If you are bored this weekend here’s an interesting small project
Here me out, what if, from the JSON file you iterate each project and scrape it’s webpage (please add a sensitive delay between calls so you don’t stress Google’s servers), from there you take the title and the description, and using the Youtube’s API you also get the videos duration (I think @ehsa_293 already did this).
From that data scrap videos shorter than 30 seconds (those longer than 3 minutes are not technically disqualified tho, BUT I will also scrap those over 5 minutes).
Now here’s an interesting extra step you could also do, from each video extract the audio a pass it tru a speech to text AI and get that data too. At the end you should have a CSV file with:
title | shortDescription | description | category | videoTranscription
Now comes the fun part, take the competitions rules (the whole thing) and put that into a pdf/doc file, and feed that and the CSV to the 3 main LLMs; Gemini, ChatGPT and Claude, and with a clever prompt asking them to act as judges based on the rules files to choose the winners.

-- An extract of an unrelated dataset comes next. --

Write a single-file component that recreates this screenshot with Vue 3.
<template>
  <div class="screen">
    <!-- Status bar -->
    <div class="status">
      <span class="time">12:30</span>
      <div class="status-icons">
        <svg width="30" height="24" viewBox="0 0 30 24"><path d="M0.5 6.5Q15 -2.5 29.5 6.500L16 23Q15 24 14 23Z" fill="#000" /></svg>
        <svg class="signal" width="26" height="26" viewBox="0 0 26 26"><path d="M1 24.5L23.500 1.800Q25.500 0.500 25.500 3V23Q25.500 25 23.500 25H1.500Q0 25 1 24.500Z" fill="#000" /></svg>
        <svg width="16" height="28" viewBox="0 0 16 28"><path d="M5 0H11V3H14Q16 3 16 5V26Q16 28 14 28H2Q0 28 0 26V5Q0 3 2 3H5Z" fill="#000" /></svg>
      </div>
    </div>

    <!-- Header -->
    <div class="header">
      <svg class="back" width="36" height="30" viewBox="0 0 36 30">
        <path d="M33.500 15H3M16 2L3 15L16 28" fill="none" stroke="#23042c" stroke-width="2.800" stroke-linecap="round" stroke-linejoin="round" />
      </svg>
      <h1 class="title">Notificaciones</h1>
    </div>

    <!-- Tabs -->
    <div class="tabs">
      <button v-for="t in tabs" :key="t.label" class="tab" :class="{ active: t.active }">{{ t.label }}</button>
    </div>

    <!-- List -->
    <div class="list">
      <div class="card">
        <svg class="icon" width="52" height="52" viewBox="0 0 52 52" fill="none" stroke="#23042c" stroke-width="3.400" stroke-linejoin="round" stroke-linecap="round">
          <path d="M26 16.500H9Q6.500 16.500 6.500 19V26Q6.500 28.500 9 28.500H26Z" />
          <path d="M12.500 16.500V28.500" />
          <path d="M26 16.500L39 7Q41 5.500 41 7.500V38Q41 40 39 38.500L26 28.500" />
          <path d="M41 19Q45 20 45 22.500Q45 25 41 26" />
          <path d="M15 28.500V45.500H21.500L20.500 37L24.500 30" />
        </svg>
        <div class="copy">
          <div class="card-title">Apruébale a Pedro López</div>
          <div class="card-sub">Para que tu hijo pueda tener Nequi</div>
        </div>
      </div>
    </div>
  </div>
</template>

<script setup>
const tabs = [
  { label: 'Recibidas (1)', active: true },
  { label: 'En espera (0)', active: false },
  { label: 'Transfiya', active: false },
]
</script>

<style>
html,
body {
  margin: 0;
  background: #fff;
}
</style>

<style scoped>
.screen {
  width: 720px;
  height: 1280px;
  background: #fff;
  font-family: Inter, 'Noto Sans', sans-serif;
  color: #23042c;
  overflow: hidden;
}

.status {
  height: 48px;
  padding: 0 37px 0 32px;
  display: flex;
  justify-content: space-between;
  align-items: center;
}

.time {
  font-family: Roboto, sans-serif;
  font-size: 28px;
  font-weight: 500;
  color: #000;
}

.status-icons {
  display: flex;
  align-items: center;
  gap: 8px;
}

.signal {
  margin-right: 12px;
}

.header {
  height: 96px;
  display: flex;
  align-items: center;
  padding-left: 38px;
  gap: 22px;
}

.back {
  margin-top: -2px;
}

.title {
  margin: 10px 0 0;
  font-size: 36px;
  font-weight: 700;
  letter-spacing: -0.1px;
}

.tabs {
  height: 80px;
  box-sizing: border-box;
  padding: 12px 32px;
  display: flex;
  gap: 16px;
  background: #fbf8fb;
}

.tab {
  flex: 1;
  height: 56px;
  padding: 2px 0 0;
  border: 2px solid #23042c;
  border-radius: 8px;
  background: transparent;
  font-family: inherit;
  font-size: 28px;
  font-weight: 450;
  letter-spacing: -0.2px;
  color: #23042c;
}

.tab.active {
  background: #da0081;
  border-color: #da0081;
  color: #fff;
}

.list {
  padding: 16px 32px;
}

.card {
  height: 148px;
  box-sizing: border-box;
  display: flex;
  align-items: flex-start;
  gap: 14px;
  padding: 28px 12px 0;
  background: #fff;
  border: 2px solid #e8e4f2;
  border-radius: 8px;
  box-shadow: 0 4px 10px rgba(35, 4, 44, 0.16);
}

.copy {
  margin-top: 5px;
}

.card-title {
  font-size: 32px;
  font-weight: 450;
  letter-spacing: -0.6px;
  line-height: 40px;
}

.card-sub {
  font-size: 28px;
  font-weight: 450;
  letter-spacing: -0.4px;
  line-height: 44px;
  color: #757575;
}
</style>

I think it will be super interesting for us to discover cool projects among the huge amount there is in the list and also to compare the results between the LLMs and between them and the actual official results!
I wouldn’t recommend this, as it’d introduce a sort of Bias. a validator is definitely useful, however going towards direct judging even if generated will introduce unwanted Bias, which is against the randomization Google is going for.
yeah thats why I added it as an extra step, it will be around 150USD according to my estimations using the Google’s speech to text API, BUT, there are very good local open source speech to text projects, you could use them to make this essentially free.
I was going to do that a few days ago, you also have to consider a rating system and manage the ratings and eliminations properly, mostly some math, but then I realized I’m already 500 dollars in debt to Gemini api lmao. Although, I was going to make it choose three potential winners for each category and then compare it to the judge’s choices. Also, I didn’t use any Youtube API to get the durations, I showed the code how I did it, found the specific class name responsible for the length of the video in the html file and the rest done with selenium.
I believe there is a set of cli tools that will parse that transcript from a YouTube videos. Might be Fabric but I’m on vacation right now and don’t have the mind for it
Just noticed now that I can do it for free without using any APIs, only tampermonkey, it would just take about 5 hrs for it to finish (5 secs per entry)
It’s useless since most videos (as Google itself recommended) shouldn’t have a lot of speech in it as you should rather show than describe your product.